Sconces are to walls what earrings are to faces.

Use them to:

  • Flank a mirror in the powder room or entry

  • Frame a bed in place of or in addition to lamps

  • Create rhythm along a hallway or on either side of art

Choose designs that look good both lit and unlit. In the evening, they add the kind of glow you normally only see in hotels and restaurants.


3. The Lamp Pair That Makes a Room Feel Finished

Nothing says “permanent” like matching lamps.

Place them:

  • On a console behind a sofa or in an entry

  • On nightstands

  • On a long cabinet or sideboard

Look for:

  • Substantial bases—ceramic, stone, glass, or metal

  • Shades that diffuse light gently (no harsh glare)

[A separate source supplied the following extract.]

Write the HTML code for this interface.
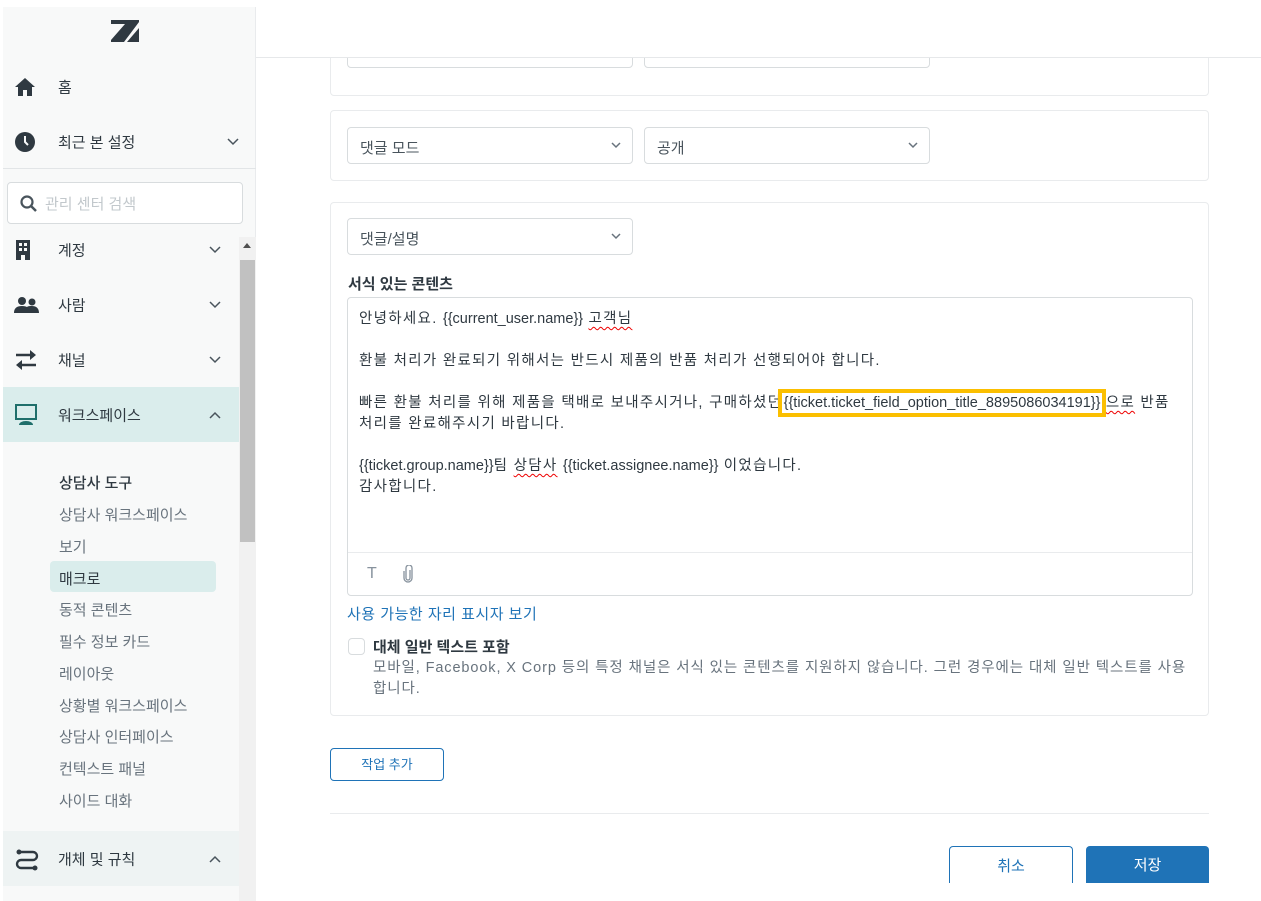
<!DOCTYPE html>
<html><head><meta charset="utf-8">
<style>
*{box-sizing:border-box;margin:0;padding:0}
body{width:1261px;height:901px;overflow:hidden;background:#fff;font-family:"Liberation Sans","Noto Sans CJK KR",sans-serif;color:#2f3941;position:relative}
.abs{position:absolute}
#sb{left:3px;top:7px;width:253px;height:894px;background:#f8f9f9;border-right:1px solid #e9ebed}
.nav{position:absolute;left:0;width:236px;height:55px;font-size:15px;color:#2f3941}
.nav .ic{position:absolute;left:11px;top:50%;transform:translateY(-50%)}
.nav .t{position:absolute;left:55px;top:50%;transform:translateY(-50%)}
.nav .ch{position:absolute;right:18px;top:50%;transform:translateY(-50%)}
.sub{position:absolute;left:56px;font-size:15px;color:#68737d}
.sel{width:220px;height:37px;border:1px solid #d8dcde;border-radius:4px;position:absolute;font-size:15px;color:#49545c;padding:9px 12px;background:#fff}
.sel svg{position:absolute;right:11px;top:14px}
.card{position:absolute;left:330px;width:879px;border:1px solid #e9ebed;border-radius:4px;background:#fff}
.ed{font-size:14.5px;color:#2f3941;line-height:21px;letter-spacing:1.3px}
.ed .l{letter-spacing:0}
.sq{text-decoration:underline wavy #e00;text-decoration-thickness:1px;text-underline-offset:3px}
</style></head><body>
<div class="abs" style="left:256px;top:0;width:1005px;height:58px;background:#fff;border-bottom:1px solid #e6e8ea;z-index:5"></div>

<div class="card" style="top:30px;height:66px">
 <div class="sel" style="left:16px;top:0;width:286px"></div>
 <div class="sel" style="left:313px;top:0;width:286px"></div>
</div>
<div class="card" style="top:110px;height:71px">
 <div class="sel" style="left:16px;top:16px;width:286px">댓글 모드<svg width="10" height="7"><path d="M1 1l4 4 4-4" stroke="#68737d" stroke-width="1.5" fill="none"/></svg></div>
 <div class="sel" style="left:313px;top:16px;width:286px">공개<svg width="10" height="7"><path d="M1 1l4 4 4-4" stroke="#68737d" stroke-width="1.5" fill="none"/></svg></div>
</div>
<div class="card" style="top:202px;height:514px">
 <div class="sel" style="left:16px;top:15px;width:286px">댓글/설명<svg width="10" height="7"><path d="M1 1l4 4 4-4" stroke="#68737d" stroke-width="1.5" fill="none"/></svg></div>
 <div class="abs" style="left:17px;top:70px;font-size:15px;font-weight:bold">서식 있는 콘텐츠</div>
 <div class="abs" style="left:16px;top:94px;width:846px;height:299px;border:1px solid #d8dcde;border-radius:4px">
  <div class="abs ed" style="left:11px;top:11px;width:830px">
   <div>안녕하세요. <span class="l">{{current_user.name}}</span> <span class="sq">고객님</span></div>
   <div style="margin-top:21px">환불 처리가 완료되기 위해서는 반드시 제품의 반품 처리가 선행되어야 합니다.</div>
   <div style="margin-top:21px">빠른 환불 처리를 위해 제품을 택배로 보내주시거나, 구매하셨던 <span class="l" style="outline:4px solid #fbbf00;outline-offset:2px;margin-left:-4px">{{ticket.ticket_field_option_title_8895086034191}}</span> <span class="sq">으로</span> 반품 처리를 완료해주시기 바랍니다.</div>
   <div style="margin-top:21px"><span class="l">{{ticket.group.name}}</span>팀 <span class="sq">상담사</span> <span class="l">{{ticket.assignee.name}}</span> 이었습니다.</div>
   <div>감사합니다.</div>
  </div>
  <div class="abs" style="left:0;top:254px;width:844px;border-top:1px solid #e9ebed"></div>
  <div class="abs" style="left:19px;top:267px;font-size:16px;color:#87929d">T</div>
  <svg class="abs" style="left:54px;top:267px" width="12" height="18" viewBox="0 0 12 18"><path d="M8 5v8a2 2 0 0 1-4 0V3a3 3 0 0 1 6 0v10a4 4 0 0 1-8 0V6" stroke="#87929d" stroke-width="1.3" fill="none"/></svg>
 </div>
 <div class="abs" style="left:16px;top:400px;font-size:15px;color:#1f73b7;letter-spacing:0.5px">사용 가능한 자리 표시자 보기</div>
 <div class="abs" style="left:17px;top:435px;width:17px;height:17px;border:1px solid #d8dcde;border-radius:4px"></div>
 <div class="abs" style="left:42px;top:433px;font-size:15px;font-weight:bold">대체 일반 텍스트 포함</div>
 <div class="abs" style="left:42px;top:455px;width:815px;font-size:14.5px;line-height:21px;color:#68737d;letter-spacing:0.9px;word-break:break-all">모바일, Facebook, X Corp 등의 특정 채널은 서식 있는 콘텐츠를 지원하지 않습니다. 그런 경우에는 대체 일반 텍스트를 사용합니다.</div>
</div>
<div class="abs" style="left:330px;top:748px;width:114px;height:33px;border:1px solid #1f73b7;border-radius:4px;color:#1f73b7;font-size:13px;text-align:center;line-height:31px">작업 추가</div>
<div class="abs" style="left:330px;top:813px;width:879px;border-top:1px solid #e9ebed"></div>
<div class="abs" style="left:949px;top:846px;width:124px;height:37px;border:1px solid #1f73b7;border-bottom:none;border-radius:4px 4px 0 0;color:#1f73b7;font-size:15px;text-align:center;line-height:40px">취소</div>
<div class="abs" style="left:1086px;top:846px;width:123px;height:37px;background:#1f73b7;border-radius:4px 4px 0 0;color:#fff;font-size:15px;text-align:center;line-height:40px">저장</div>

<div id="sb" class="abs">
 <svg class="abs" style="left:108px;top:13px" width="28" height="22" viewBox="0 0 28 22"><path d="M0 0h28v2L13 22H0v-2L14 4H0z" fill="#2f3941"/><path d="M16 22L28 8v14z" fill="#2f3941"/></svg>
 <div class="nav" style="top:52px"><svg class="ic" width="22" height="20" viewBox="0 0 22 20"><path d="M11 1L1 10h3v9h5v-6h4v6h5v-9h3z" fill="#2f3941"/></svg><span class="t">홈</span></div>
 <div class="nav" style="top:107px"><svg class="ic" width="22" height="22" viewBox="0 0 22 22"><circle cx="11" cy="11" r="10" fill="#2f3941"/><path d="M11 5v6l3 3" stroke="#f8f9f9" stroke-width="2" fill="none"/></svg><span class="t">최근 본 설정</span><svg class="ch" style="right:0" width="12" height="8"><path d="M1 1l5 5 5-5" stroke="#49545c" stroke-width="1.5" fill="none"/></svg></div>
 <div class="abs" style="left:0;top:161px;width:253px;border-top:1px solid #e2e5e7"></div>
 <div class="abs" style="left:4px;top:175px;width:236px;height:42px;background:#fff;border:1px solid #d8dcde;border-radius:4px;font-size:15px;color:#c2c8cc;padding:10px 0 0 37px">관리 센터 검색
  <svg class="abs" style="left:12px;top:12px" width="18" height="18" viewBox="0 0 18 18"><circle cx="7" cy="7" r="5.5" stroke="#49545c" stroke-width="2.2" fill="none"/><path d="M11 11l5 5" stroke="#49545c" stroke-width="2.5"/></svg></div>
 <div class="abs" style="left:236px;top:230px;width:17px;height:664px;background:#f1f1f1"></div>
 <div class="abs" style="left:237px;top:253px;width:15px;height:282px;background:#c1c1c1"></div>
 <div class="abs" style="left:240px;top:236px;width:0;height:0;border-left:4px solid transparent;border-right:4px solid transparent;border-bottom:5px solid #505050"></div>
 <div class="nav" style="top:215px"><svg class="ic" width="18" height="20" viewBox="0 0 18 20"><path d="M2 0h14v20h-5v-5H7v5H2zM5 3v3h3V3zM10 3v3h3V3zM5 8v3h3V8zM10 8v3h3V8z" fill="#2f3941" fill-rule="evenodd"/></svg><span class="t">계정</span><svg class="ch" width="12" height="8"><path d="M1 1l5 5 5-5" stroke="#49545c" stroke-width="1.5" fill="none"/></svg></div>
 <div class="nav" style="top:270px"><svg class="ic" width="26" height="18" viewBox="0 0 26 18"><circle cx="8" cy="5" r="4" fill="#2f3941"/><circle cx="18" cy="6" r="3.5" fill="#2f3941"/><path d="M0 17c0-5 3-7 8-7s8 2 8 7zM15 17c0-3-1-5-2-6 1-1 3-1 5-1 4 0 7 2 7 7z" fill="#2f3941"/></svg><span class="t">사람</span><svg class="ch" width="12" height="8"><path d="M1 1l5 5 5-5" stroke="#49545c" stroke-width="1.5" fill="none"/></svg></div>
 <div class="nav" style="top:325px"><svg class="ic" width="24" height="22" viewBox="0 0 24 22"><path d="M2 6h16M22 16H6" stroke="#2f3941" stroke-width="2.6"/><path d="M16 1l6 5-6 5zM8 11l-6 5 6 5z" fill="#2f3941"/></svg><span class="t">채널</span><svg class="ch" width="12" height="8"><path d="M1 1l5 5 5-5" stroke="#49545c" stroke-width="1.5" fill="none"/></svg></div>
 <div class="nav" style="top:380px;background:#daedec"><svg class="ic" width="24" height="22" viewBox="0 0 24 22"><rect x="2" y="1" width="20" height="14" stroke="#1f6f6b" stroke-width="2" fill="none"/><path d="M5 21a7 4 0 0 1 14 0z" fill="#1f6f6b"/></svg><span class="t">워크스페이스</span><svg class="ch" width="12" height="8"><path d="M1 7l5-5 5 5" stroke="#49545c" stroke-width="1.5" fill="none"/></svg></div>
 <div class="sub" style="top:465px;color:#2f3941;font-weight:500">상담사 도구</div>
 <div class="sub" style="top:497px">상담사 워크스페이스</div>
 <div class="sub" style="top:529px">보기</div>
 <div class="abs" style="left:47px;top:554px;width:166px;height:31px;background:#daedec;border-radius:4px"></div>
 <div class="sub" style="top:561px;color:#2f3941">매크로</div>
 <div class="sub" style="top:592px">동적 콘텐츠</div>
 <div class="sub" style="top:624px">필수 정보 카드</div>
 <div class="sub" style="top:656px">레이아웃</div>
 <div class="sub" style="top:688px">상황별 워크스페이스</div>
 <div class="sub" style="top:719px">상담사 인터페이스</div>
 <div class="sub" style="top:751px">컨텍스트 패널</div>
 <div class="sub" style="top:783px">사이드 대화</div>
 <div class="nav" style="top:824px;background:#eef3f3"><svg class="ic" width="26" height="24" viewBox="0 0 26 24"><path d="M6 5h13a4 4 0 0 1 0 8H7a4 4 0 0 0 0 8h13" stroke="#2f3941" stroke-width="2.4" fill="none"/><circle cx="5" cy="5" r="2.5" fill="#2f3941"/><circle cx="21" cy="21" r="2.5" fill="#2f3941"/></svg><span class="t">개체 및 규칙</span><svg class="ch" width="12" height="8"><path d="M1 7l5-5 5 5" stroke="#49545c" stroke-width="1.5" fill="none"/></svg></div>
</div>
</body></html>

  • Height that balances your furniture and art

Once you add a strong lamp pair, the room suddenly feels intentional, not improvised.


4. Accent Lamps: Little Pools of Warmth

Small lamps:

  • On a bar cart

  • On a bookshelf

  • On a side table by an armchair

Create intimate pockets of light.

At night, they let you turn off the “big” lights and live in a softer world—one that flatters skin, furniture, and the mood you’re trying to create.

Hello Luxury Life™ Los Angeles, softly lit: an elegant gold wall sconce that makes the whole room feel like a five-star suite.

5. Dimmers: The Quiet Power Move

If your budget is limited, one of the smartest upgrades you can make is dimmer switches.

Being able to:

  • Drop lighting levels at night

  • Raise them for tasks or cleaning

  • Fine-tune the mood for guests

Is a luxury you feel every single day, regardless of fixture price.


6. Bulb Discipline: Color Temperature and Quality

Even the most beautiful chandelier looks cheap with the wrong bulbs.

Aim for:

  • 2700K–3000K color temperature for most living spaces—warm, flattering, and hotel-like.

  • Consistent bulb color in the same room; mixing warm and cool looks chaotic.

  • High-quality LEDs for long life and lower heat without losing the warmth.

The right light makes your furniture, art, and skin look more expensive. The wrong light does the opposite.


7. Layered Light in the Bathroom and Bedroom

In the bathroom:

  • Combine overhead lights, mirror sconces, and possibly a small lamp or candle moment if space allows.

  • Light faces from the front or sides, not only from above.

In the bedroom:

  • Use a combination of bedside lamps or sconces, a dimmable ceiling fixture, and maybe a small accent lamp on a dresser.

  • Keep it soft, layered, and easy to control from the bed.

These are the rooms where you start and end your day. Lighting should feel like a gentle hand, not a floodlight.


8. Treat Fixtures Like Furniture

When you’re choosing lighting:

  • Consider how each piece looks from multiple angles, not just head-on.

  • Think about the line it creates in a room—does it feel delicate, bold, sculptural, quiet?

  • Choose finishes that speak to the rest of your space: brass, chrome, black, bronze, glass, crystal, linen.

A chandelier or lamp can outlast sofas and rugs, moving with you from home to home. Treat these pieces like long-term investments.


Begin With One Upgrade, Then Let the Standard Rise

You don’t need to redo your entire house at once.

Start with:

  • One chandelier

  • One pair of lamps

  • A set of dimmers

Then notice how your furniture and décor look under that new light—and how you feel in your own rooms.

When your lighting matches the life you’re building, evenings at home stop feeling like downtime and start feeling like a private, daily event.

From there, it becomes very easy to justify the pieces that make everything else look better—chandeliers, sconces, and lamps chosen not as afterthoughts, but as the central characters in your rooms’ stories.